Many answers didn’t reveal themselves, but the exploration did teach how to ask better questions than before I had begun. The journey taught me how to explore a topic:
1. without judgment, master an understanding of the basics;
2. without expectations, allow for your brain to integrate it with what else it had learned;
3. with patience, await for the solutions, or new higher quality questions, to bubble to your consciousness during unrelated activity;
4. and with diligence, apply the material throughout life, even when your audacious ideas seem new and unfounded.

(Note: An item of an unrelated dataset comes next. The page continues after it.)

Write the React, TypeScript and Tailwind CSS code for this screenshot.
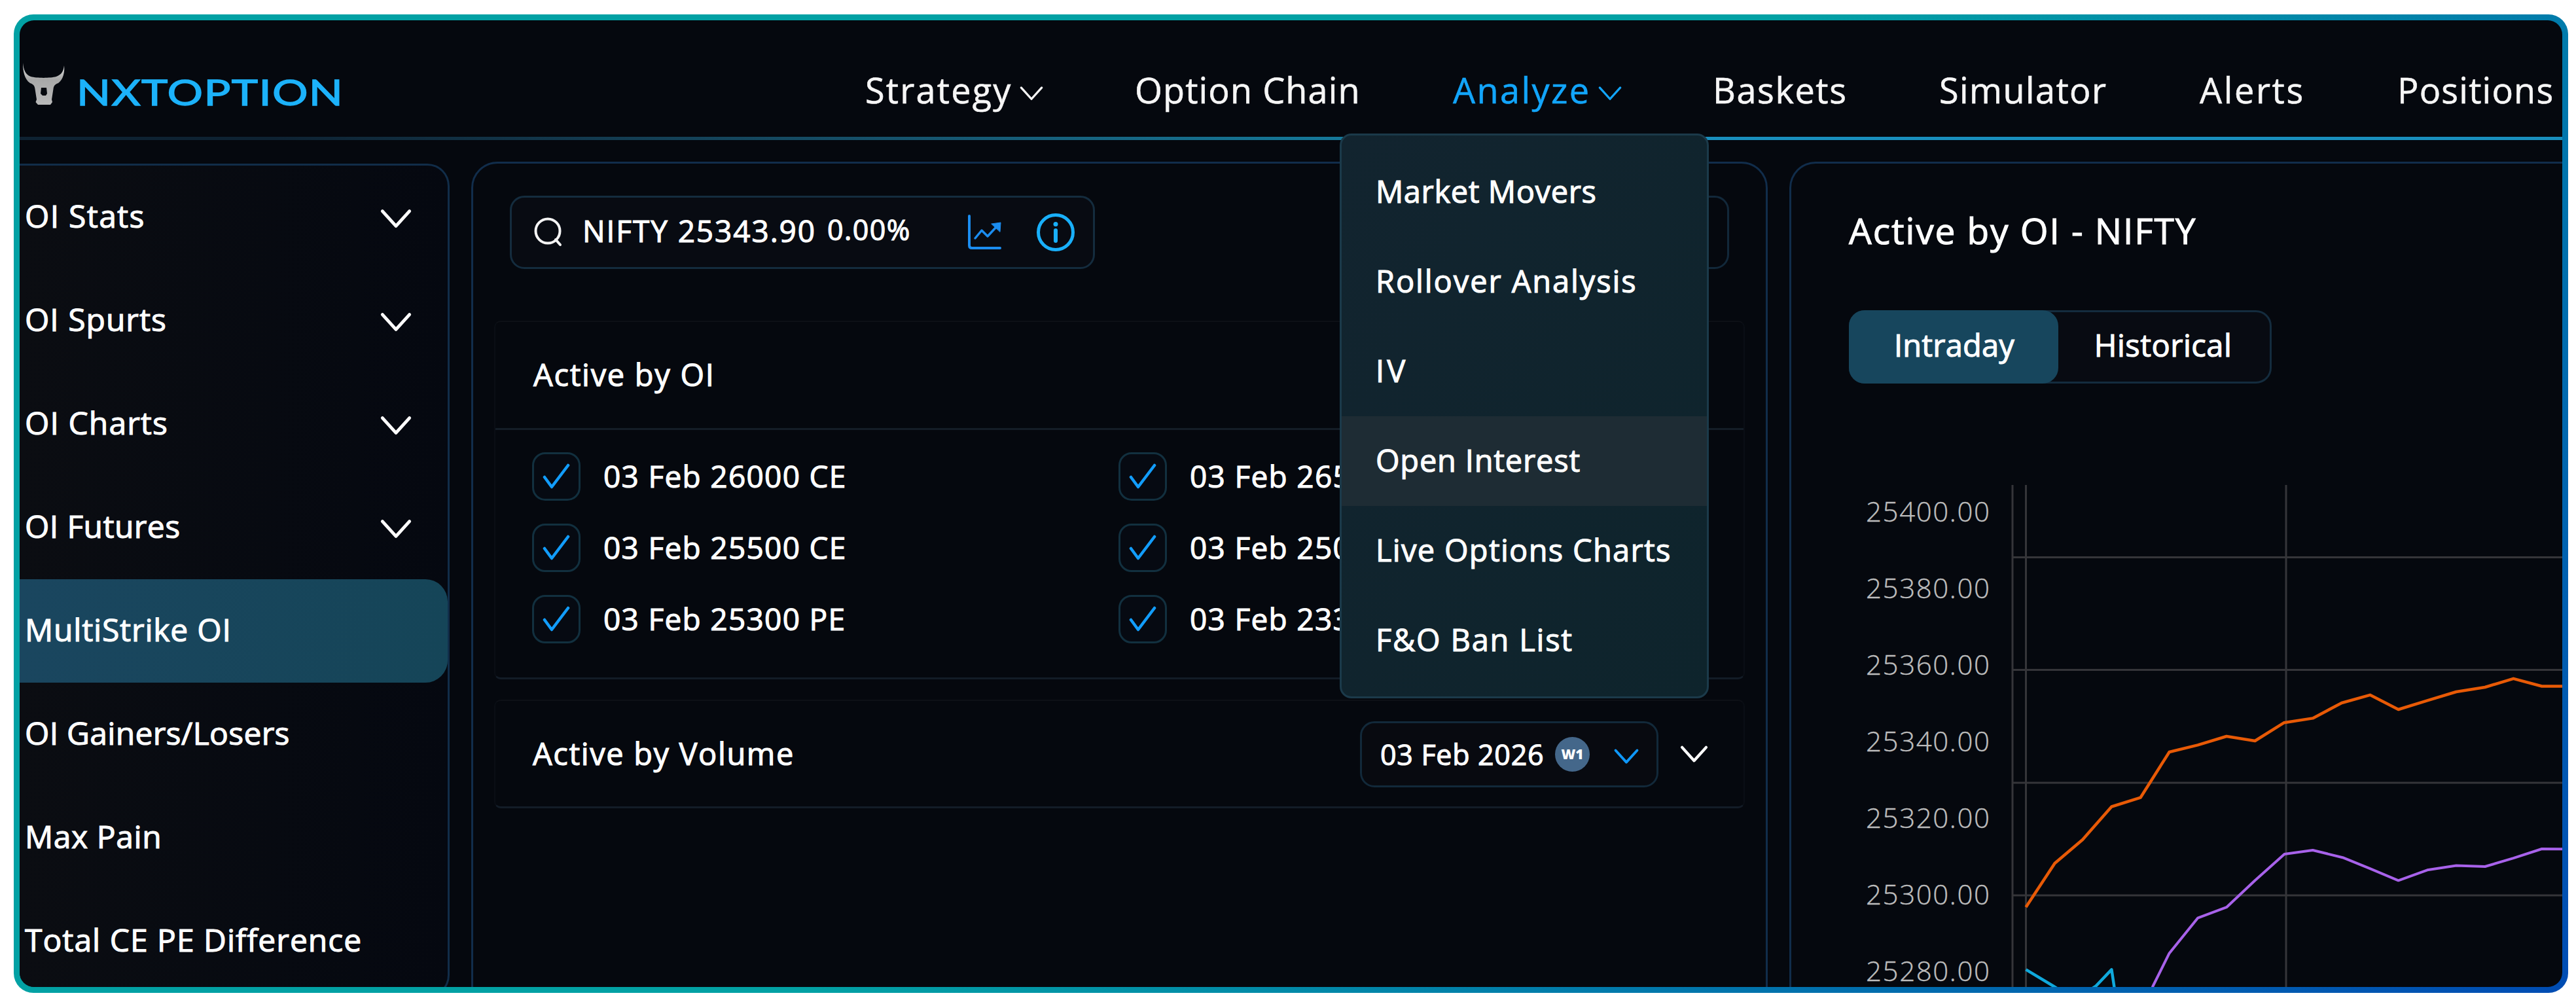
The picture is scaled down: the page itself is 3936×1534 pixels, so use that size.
// App.tsx
import type { ReactNode } from "react";
import clsx from "clsx";

interface NavItem {
  label: string;
  width: string;
  tracking: string;
  hasMenu?: boolean;
  active?: boolean;
}

const NAV_ITEMS: NavItem[] = [
  { label: "Strategy", width: "w-[412px]", tracking: "tracking-[2.2px]", hasMenu: true },
  { label: "Option Chain", width: "w-[486px]", tracking: "tracking-[1.1px]" },
  { label: "Analyze", width: "w-[397px]", tracking: "tracking-[2.4px]", hasMenu: true, active: true },
  { label: "Baskets", width: "w-[346px]", tracking: "tracking-[1.6px]" },
  { label: "Simulator", width: "w-[398px]", tracking: "tracking-[1.4px]" },
  { label: "Alerts", width: "w-[302px]", tracking: "tracking-[2.6px]" },
  { label: "Positions", width: "w-[252px]", tracking: "tracking-[1.2px]" },
];

const ANALYZE_MENU = [
  { label: "Market Movers", tracking: "tracking-[0.6px]" },
  { label: "Rollover Analysis", tracking: "tracking-[1.9px]" },
  { label: "IV", tracking: "tracking-[4px]" },
  { label: "Open Interest", tracking: "tracking-[0.8px]" },
  { label: "Live Options Charts", tracking: "tracking-[1.3px]" },
  { label: "F&O Ban List", tracking: "tracking-[1.8px]" },
];

const SIDEBAR = [
  { label: "OI Stats", tracking: "tracking-[1.3px]", expandable: true },
  { label: "OI Spurts", tracking: "tracking-[1px]", expandable: true },
  { label: "OI Charts", tracking: "tracking-[1.1px]", expandable: true },
  { label: "OI Futures", tracking: "tracking-[0.4px]", expandable: true },
  { label: "MultiStrike OI", tracking: "tracking-[0.8px]", active: true },
  { label: "OI Gainers/Losers", tracking: "tracking-[0.3px]" },
  { label: "Max Pain", tracking: "tracking-[0.6px]" },
  { label: "Total CE PE Difference", tracking: "tracking-[1px]" },
];

const STRIKES = [
  "03 Feb 26000 CE",
  "03 Feb 26500 CE",
  "03 Feb 25500 CE",
  "03 Feb 25000 PE",
  "03 Feb 25300 PE",
  "03 Feb 23300 PE",
];

const Y_LABELS = [
  "25400.00",
  "25380.00",
  "25360.00",
  "25340.00",
  "25320.00",
  "25300.00",
  "25280.00",
];

function Chevron({ className, stroke = 4.5 }: { className?: string; stroke?: number }) {
  return (
    <svg viewBox="0 0 46 30" className={className} fill="none" stroke="currentColor" strokeWidth={stroke} strokeLinecap="round" strokeLinejoin="round">
      <path d="M4 4 L23 25 L42 4" />
    </svg>
  );
}

function BullLogo() {
  return (
    <svg viewBox="0 0 66 66" className="-mt-2.5 h-[66px] w-[66px]">
      <defs>
        <linearGradient id="bull" x1="0" y1="0" x2="0" y2="1">
          <stop offset="0" stopColor="#e8e8e8" />
          <stop offset="0.4" stopColor="#a8a8a8" />
          <stop offset="1" stopColor="#b9b9b9" />
        </linearGradient>
      </defs>
      <path
        fill="url(#bull)"
        fillRule="evenodd"
        d="M1 1 C2 12 5 19 13 22 C22 24.500 43 24.500 52 22 C60 19 63 14 64 5 C65 15 63 26 55 32 C49 34 48 37 47.500 41 L45 57 L46 61 L43 65 L24 65 L20.500 61 L22 57 L19.500 41 C19 37 18 34 12 32 C3 26 1 13 1 1 Z M29 39 L28 48 L31 51 L36 51 L38 48 L37 39 Z"
      />
    </svg>
  );
}

function Header() {
  return (
    <header className="flex h-[178px] shrink-0 items-center">
      <div className="ml-1 flex items-center gap-[17px] pt-[26px]">
        <BullLogo />
        <div className="w-[410px] pt-[15px]">
          <span className="inline-block origin-left scale-x-[1.24] font-[Lato] text-[55px] leading-none tracking-[0.02em] text-[#1cb2fa] [-webkit-text-stroke:1.4px_#1cb2fa]">
            NXTOPTION
          </span>
        </div>
      </div>
      <nav className="ml-auto flex items-center pt-[34px] text-[54px] leading-[60px] whitespace-nowrap [-webkit-text-stroke:0.6px]">
        {NAV_ITEMS.map((item) => (
          <a
            key={item.label}
            className={clsx("flex items-center gap-[11px]", item.width, item.active ? "text-[#12a5fb]" : "text-[#f6f6f6]")}
          >
            <span className={item.tracking}>{item.label}</span>
            {item.hasMenu && <Chevron stroke={4} className="mt-3 h-[26px] w-[38px]" />}
          </a>
        ))}
      </nav>
    </header>
  );
}

function AnalyzeMenu() {
  return (
    <div className="absolute top-[173px] left-[2017px] h-[863px] w-[564px] rounded-[18px] border-[3px] border-[#1b3a4a] bg-linear-to-br from-[#12242f] to-[#0e242c] py-[18px]">
      {ANALYZE_MENU.map((item) => (
        <div
          key={item.label}
          className={clsx(
            "flex h-[137px] items-center pb-[3px] pl-[52px] text-[47px] font-medium whitespace-nowrap text-white",
            item.tracking,
            item.label === "Open Interest" && "bg-[#1e2c34]",
          )}
        >
          {item.label}
        </div>
      ))}
    </div>
  );
}

function Sidebar() {
  return (
    <aside className="h-[1274px] w-[657px] shrink-0 rounded-r-[34px] border-y-[3px] border-r-[3px] border-[#112d49] bg-linear-to-r from-[#0b0d12] to-[#050810]">
      {SIDEBAR.map((item) => (
        <div
          key={item.label}
          className={clsx(
            "flex h-[158px] items-center justify-between pr-[54px] pl-[8px] text-[48px] font-medium whitespace-nowrap text-white",
            item.active && "rounded-r-[34px] bg-linear-to-r from-[#1a465f] to-[#154558]",
          )}
        >
          <span className={clsx("-mt-1", item.tracking)}>{item.label}</span>
          {item.expandable && <Chevron className="mt-1 h-[33px] w-[50px]" />}
        </div>
      ))}
    </aside>
  );
}

function SearchIcon() {
  return (
    <svg viewBox="0 0 44 46" className="h-[46px] w-[44px]" fill="none" stroke="#f4f4f4" strokeWidth="4" strokeLinecap="round">
      <circle cx="22" cy="21" r="18.500" />
      <path d="M34 34 L41 42" />
    </svg>
  );
}

function TrendIcon() {
  return (
    <svg viewBox="0 0 54 54" className="h-[54px] w-[54px]" fill="none" stroke="#1b8df0" strokeWidth="4" strokeLinecap="round" strokeLinejoin="round">
      <path d="M3 2 V47 Q3 51 7 51 H50" />
      <path d="M12 36 L22 24 L31 33 L45 18" strokeWidth="3.500" />
      <path d="M37 14 L51 12 L50 26 Z" fill="#1b8df0" strokeWidth="1" />
    </svg>
  );
}

function InfoIcon() {
  return (
    <svg viewBox="0 0 60 60" className="h-[60px] w-[60px]" fill="none" stroke="#19b0fb" strokeWidth="5">
      <circle cx="30" cy="30" r="26.500" />
      <path d="M30 27 V43" strokeLinecap="round" strokeWidth="6" />
      <circle cx="30" cy="17.500" r="3.500" fill="#19b0fb" stroke="none" />
    </svg>
  );
}

function Checkbox() {
  return (
    <span className="flex h-[74px] w-[74px] shrink-0 items-center justify-center rounded-[20px] border-[3px] border-[#12303f] bg-[#060a12]">
      <svg viewBox="0 0 42 40" className="h-10 w-[42px]" fill="none" stroke="#129dfc" strokeWidth="4.500" strokeLinecap="round" strokeLinejoin="round">
        <path d="M3 21 L14 36 L39 3" />
      </svg>
    </span>
  );
}

function Card({ children, className }: { children: ReactNode; className?: string }) {
  return (
    <div className={clsx("rounded-[10px] border-x-2 border-t-2 border-b-[3px] border-x-[#0a0e15] border-t-[#0d1016] border-b-[#131c27]", className)}>
      {children}
    </div>
  );
}

function StrikePanel() {
  return (
    <section className="h-[1340px] w-[1981px] shrink-0 rounded-[40px] border-[3px] border-[#112d4b] px-[32px] pt-[49px]">
      <div className="flex justify-between px-[24px]">
        <div className="flex h-[112px] w-[894px] items-center rounded-[22px] border-[3px] border-[#142c3e] bg-[#080b12] pl-[33px] whitespace-nowrap text-white">
          <SearchIcon />
          <span className="mb-1.5 ml-[31px] w-[374px] text-[46px] leading-none font-medium tracking-[1.9px]">NIFTY 25343.90</span>
          <span className="mb-2.5 w-[214px] text-[43px] leading-none font-medium tracking-[1.4px]">0.00%</span>
          <TrendIcon />
          <span className="ml-[51px]">
            <InfoIcon />
          </span>
        </div>
        <div className="h-[112px] w-[380px] rounded-[22px] border-[3px] border-[#12283a]" />
      </div>

      <Card className="mt-[79px] h-[548px]">
        <div className="flex h-[165px] items-center border-b-[3px] border-[#141d27] pb-0.5 pl-[58px] text-[47px] font-medium tracking-[1.7px] text-white">
          Active by OI
        </div>
        <div className="grid grid-cols-[896px_890px] gap-y-[35px] pt-[34px] pl-[56px]">
          {STRIKES.map((strike) => (
            <div key={strike} className="flex items-center gap-[35px] text-[46px] leading-none font-medium tracking-[1.3px] whitespace-nowrap text-white">
              <Checkbox />
              <span className="-mt-[3px]">{strike}</span>
            </div>
          ))}
        </div>
      </Card>

      <Card className="mt-[31px] flex h-[166px] items-center pr-[53px] pl-[57px] whitespace-nowrap text-white">
        <span className="text-[47px] font-medium tracking-[1.6px]">Active by Volume</span>
        <div className="mt-0.5 ml-auto flex h-[101px] w-[456px] items-center rounded-[22px] border-[3px] border-[#12293a] bg-[#080a10] pl-[28px]">
          <span className="w-[267px] text-[43px] leading-none font-medium tracking-[0.7px]">03 Feb 2026</span>
          <span className="flex h-[53px] w-[53px] items-center justify-center rounded-full bg-[#44678a] text-[21px] font-extrabold [-webkit-text-stroke:0px]">
            W1
          </span>
          <Chevron className="mt-1.5 ml-[36px] h-[26px] w-[40px] text-[#0e98fb]" />
        </div>
        <Chevron className="mt-0.5 ml-[32px] h-[29px] w-[45px]" />
      </Card>
    </section>
  );
}

function Chart() {
  return (
    <div className="flex h-[800px]">
      <div className="-mt-[19px] flex w-[244px] flex-col pl-[26px] text-[42px] leading-[117px] font-light tracking-[1.6px] text-[#bdbdbd] [-webkit-text-stroke:0.4px]">
        {Y_LABELS.map((label) => (
          <span key={label} className="h-[117px] shrink-0">
            {label}
          </span>
        ))}
      </div>
      <svg viewBox="0 0 850 800" className="h-[800px] w-[850px] shrink-0" fill="none" strokeLinejoin="round">
        <g stroke="#353539" strokeWidth="3">
          <path d="M6 0 V800 M26.500 0 V800 M424 0 V800" />
          <path d="M6 110.500 H850 M6 282.500 H850 M6 455 H850 M6 627 H850" />
        </g>
        <polyline
          stroke="#e85a06"
          strokeWidth="4.500"
          points="26.5,645 70.6,578 113,542 157.400,491.500 201.500,477.700 245.600,408 289,397.400 333,384 376.500,391 420.600,363.300 464.800,356.400 509,333 552.300,320.800 595.600,343 639.800,329.300 684,316 728,309 771.400,295.800 814.800,307.500 850,307.500"
        />
        <polyline
          stroke="#a862ea"
          strokeWidth="4"
          points="209,800 220.400,766 245.600,715.400 289,661.700 333,645.200 376.500,604.300 421.500,564 464.800,558 510.500,569.200 552.300,586.200 595.600,604.300 639.800,588.300 684,581.400 728,583 771.400,570.200 814.800,556 850,556.400"
        />
        <polyline stroke="#10a9dc" strokeWidth="4.500" points="26.5,740.400 69,766 101,786 133,766 157.400,740.400 161.300,766 166,800" />
      </svg>
    </div>
  );
}

function ChartPanel() {
  return (
    <section className="h-[1340px] w-[1240px] shrink-0 overflow-hidden rounded-tl-[40px] border-t-[3px] border-l-[3px] border-[#112d4b] pt-[72px] pl-[88px]">
      <h2 className="h-[60px] text-[55px] leading-[60px] tracking-[1.9px] whitespace-nowrap text-white">Active by OI - NIFTY</h2>
      <div className="mt-[92px] flex h-[112px] w-[646px] rounded-[24px] border-[3px] border-[#142c3e] bg-[#080b12] text-[47px] font-medium text-white">
        <div className="-m-[3px] flex w-[320px] items-center justify-center rounded-[24px] bg-[#17465d] pb-[5px] pl-0.5 tracking-[0.2px]">Intraday</div>
        <div className="flex flex-1 items-center justify-center pb-[5px] tracking-[0.5px]">Historical</div>
      </div>
      <div className="pt-[155px]">
        <Chart />
      </div>
    </section>
  );
}

export default function App() {
  return (
    <div className="h-[1534px] w-[3936px] overflow-hidden bg-white pt-[22px] pl-[21px] font-['Open_Sans',sans-serif] [-webkit-text-stroke:1.1px]">
      <div className="h-[1495px] w-[3903px] rounded-[30px] bg-[linear-gradient(135deg,#02a1a4_50%,#004cb3_100%)] p-[9px]">
        <div className="relative flex h-full w-full flex-col overflow-hidden rounded-[22px] bg-[#05080e]">
          <Header />
          <div className="h-[5px] shrink-0 bg-linear-to-r from-[#0e2232] from-10% via-[#157595] via-50% to-[#198fbd] to-65%" />
          <div className="flex shrink-0 items-start">
            <div className="pt-[36px]">
              <Sidebar />
            </div>
            <div className="flex gap-[33px] pt-[33px] pl-[33px]">
              <StrikePanel />
              <ChartPanel />
            </div>
          </div>
          <AnalyzeMenu />
        </div>
      </div>
    </div>
  );
}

Whenever I research a new project, the above works most of the time (other times, I remain stumped for a time). But inevitably, if I throw ingredients into my brain, a recipe will unfold. Ideas will come. People will shake their head at their craziness, and I will carry out my idea anyway despite my craziness.
Your brain holds a magical black box, where knowledge doesn’t accumulate; it expands, connects and multiplies. Feed your brain, and you will create ideas you had never before imagined. A single article, book or interview with a field expert, could be the catalyst which changes your perspective forever, as your mind will concoct a new, higher quality question from it.
Life is a curriculum you get to design yourself, selecting the courses you want to study by the questions that you ask. Flex your brain. Challenge your mind with new weight, and move it in curious directions. It may seem random, and people may chide your whimsical exploration. At first they’ll ask you why you’re bothering to study what interests you, but then later, others will ask you how you managed to learn so much about it.